Why do cops use deadly force?

TRI-CITIES, Wash. -- After three officer-involved shootings in a month, people still ask why police need to use deadly force so quickly.

And then there's the shooting of an unarmed teenager outside St. Louis.

Officers reviewed why they have high-powered rifles and armored vehicles and why they're ready to use them at a moment's notice.

Richland Captain Mike Cobb watches a YouTube video of a shootout in North Hollywood back in 1997. Back then, armed men with machine guns walked the streets at will, firing their weapons. Police could only respond with pistols.

It's a historic example of why police now have to take drastic measures.

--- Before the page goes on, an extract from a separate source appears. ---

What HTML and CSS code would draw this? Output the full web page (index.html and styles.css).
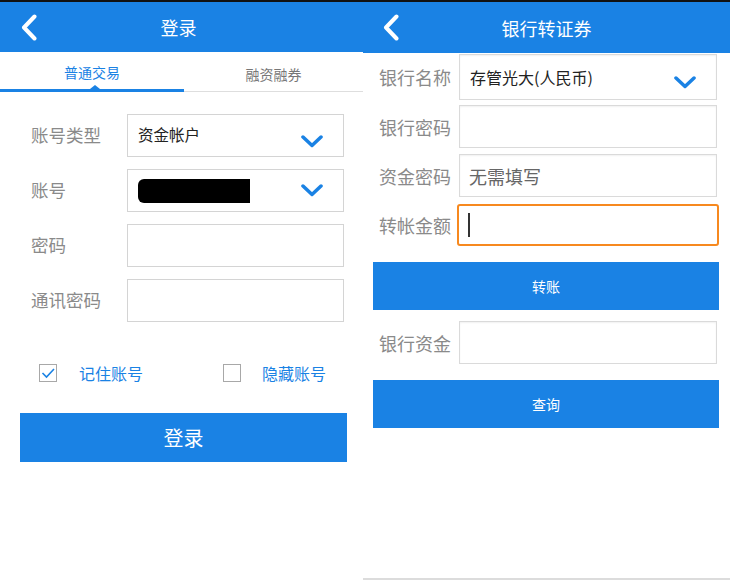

"In the 1980s, where we would have to use two or three magazines of handgun ammunition, now we can use one round of riffle ammunition," says Richland Police Captain Cobb.

He says he receives dozens of complaints every month from members of the community asking why officers need military-grade vehicles and large caliber rifles.

"Tri-Cities isn't that big. I don't know that we have anybody around here, crime-wise, that has anything like that. I don't think I've ever seen anything like that," says Tri-Cities resident Marie Bleazard.

She says she's glad the police keep the community safe, but wonders how far police will have to go to outmatch criminals.

Pasco's recent officer-involved shootings tell two stories.
In the first one in west Pasco, police used a military-style transport to rescue a man pinned down by gun fire from a suspect.

"We would have had human beings killed, had that armored vehicle not been available," Captain Cobb says.

In the second, officers shot a man who had a knife. Police say this weapon is still deadly and he wouldn't put it down.

"This is not a sporting activity. And so it isn't a question of having fairness. It's a question of stopping a life-threatening event immediately and we use that with firearms," the Captain continued.

Police say their hope is that members of the community will realize that their main goal is to keep everyone safe.

Police say most of the SWAT tactics aren't derived from the military rather, the military has adapted many of their tactics from local law-enforcement.

Investigations into all three officer involved shootings are still underway. They will determine if the use of deadly force was justified.